Every year 23,000 ships with billions in cargo pass through the Gulf; financially speaking the crumbs the Jin al Bar pick off barely justify the show of international Keystone Cop style prevention we see now. Apparently more than 28 warships are operating in the Gulf of Aden and Somali Basin today.

The majority of the warships operating in the Gulf of Aden (GoA) and the Somali Basin are under the control of MSCHOA (www.mschoa.org).  MSCHOA; the Maritime Security Centre – Horn of Africa. There’s also MARLO (Maritime Liaison Office) which is the American version of all the above. Not enough acronyms yet? How about EUNAVFOR, the EU Naval Force for Somalia.

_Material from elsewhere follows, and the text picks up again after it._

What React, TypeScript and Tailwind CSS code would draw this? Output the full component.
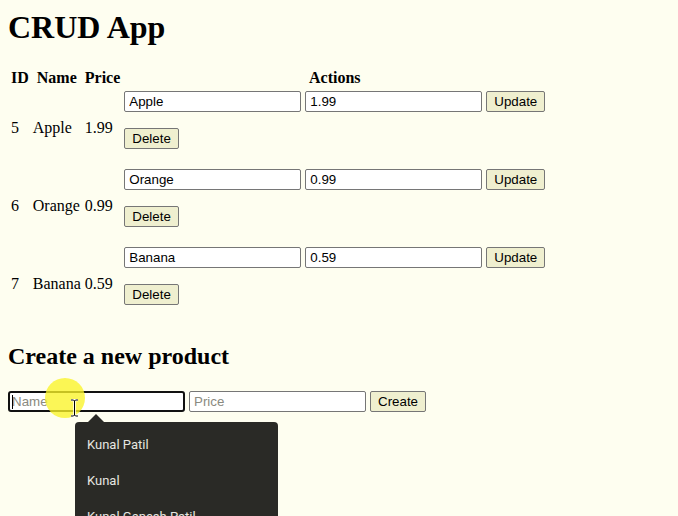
const products = [
  { id: 5, name: "Apple", price: "1.99" },
  { id: 6, name: "Orange", price: "0.99" },
  { id: 7, name: "Banana", price: "0.59" },
];

const suggestions = ["Kunal Patil", "Kunal", "Kunal Ganesh Patil"];

const field =
  "w-[177px] h-[21px] border border-[#767676] rounded-[2px] bg-white px-1 text-[13.33px] text-black font-['Liberation_Sans',Arial,sans-serif] outline-none placeholder:text-[#8a8a80]";
const btn =
  "h-[21px] border border-[#767676] rounded-[2px] bg-[#efefcf] px-[7px] text-[13.33px] leading-none text-black font-['Liberation_Sans',Arial,sans-serif]";

export default function App() {
  return (
    <main className="h-screen overflow-hidden bg-[#fefef0] pl-2 pt-[9px] text-black font-['Liberation_Serif','Times_New_Roman',serif]">
      <h1 className="text-[32px] font-bold leading-[37px]">CRUD App</h1>

      <table className="mt-5 border-separate border-spacing-0.5">
        <thead>
          <tr>
            <th className="p-px text-center font-bold leading-[18px]">ID</th>
            <th className="p-px text-center font-bold leading-[18px]">Name</th>
            <th className="p-px text-center font-bold leading-[18px]">Price</th>
            <th className="p-px text-center font-bold leading-[18px]">Actions</th>
          </tr>
        </thead>
        <tbody>
          {products.map((p) => (
            <tr key={p.id}>
              <td className="p-px align-middle leading-[18px]">{p.id}</td>
              <td className="p-px align-middle leading-[18px]">{p.name}</td>
              <td className="p-px align-middle leading-[18px]">{p.price}</td>
              <td className="p-px align-top">
                <div className="flex flex-col items-start pb-4">
                  <div className="flex gap-1">
                    <input className={field} defaultValue={p.name} />
                    <input className={field} defaultValue={p.price} />
                    <button className={btn}>Update</button>
                  </div>
                  <button className={`${btn} mt-4`}>Delete</button>
                </div>
              </td>
            </tr>
          ))}
        </tbody>
      </table>

      <h2 className="mt-[18px] text-2xl font-bold leading-7">Create a new product</h2>

      <div className="relative mt-[21px] flex gap-1">
        <input
          className="w-[177px] h-[21px] border-2 border-[#111] rounded-[3px] bg-white pl-0.5 text-[13.33px] text-black font-['Liberation_Sans',Arial,sans-serif] outline-none placeholder:text-[#8a8a80]"
          placeholder="Name"
        />
        <input className={field} placeholder="Price" />
        <button className={btn}>Create</button>

        {/* text caret */}
        <div className="absolute left-[4px] top-[4px] h-[14px] w-px bg-black" />

        {/* click highlight */}
        <div className="absolute left-[37px] top-[-13px] h-10 w-10 rounded-full bg-[rgba(250,244,40,0.78)]" />

        {/* I-beam cursor */}
        <svg className="absolute left-[62px] top-[8px]" width="9" height="18" viewBox="0 0 9 18">
          <path d="M1 1h2.5L4.5 2 5.5 1H8M4.5 2v14M1 17h2.5l1-1 1 1H8" fill="none" stroke="#fff" strokeWidth="2.5" />
          <path d="M1 1h2.5L4.5 2 5.5 1H8M4.5 2v14M1 17h2.5l1-1 1 1H8" fill="none" stroke="#000" strokeWidth="1" />
        </svg>

        {/* autocomplete dropdown */}
        <div className="absolute left-[80px] top-[23px] h-0 w-0 border-x-8 border-b-8 border-x-transparent border-b-[#2a2a26]" />
        <div className="absolute left-[67px] top-[31px] h-[130px] w-[203px] rounded-[4px] bg-[#2a2a26] pt-[5px] font-['Roboto','Noto_Sans',sans-serif] text-[13px] text-[#e6e6e0]">
          {suggestions.map((s) => (
            <div key={s} className="flex h-9 items-center px-3">
              {s}
            </div>
          ))}
        </div>
      </div>
    </main>
  );
}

No offence at all intended towards the military forces that we are so happy to see out there, far from it. They are doing everything they can within their means to protect this corridor and have the lopsided task of dealing with a ruthless enemy in ways that will read well in the headlines sure to follow. These insane directives end up lending rationale to the enterprising Somali’s business plan.  Imagine what the combined money, people, effort, and equipment associated with a fleet of this size could do towards the problem if well directed? It’s like the collars for dollars fiasco; wrong targets! Leave the hopped up dime bag teens alone and take out the Ray Ban wearing asshole with the sat phone whose comments and opinions are so happily publicized worldwide through Reuters!

I digress.

Should all be decided in the next week but we have pushed this sailing season to its limits. If the ‘run and gun’ plan doesn’t work out we will either sail around the Cape of Africa, ship the boat, or sell Slapdash and partner with Pirate Inc. Anyone in the market for 75,000 pairs of Nike’s?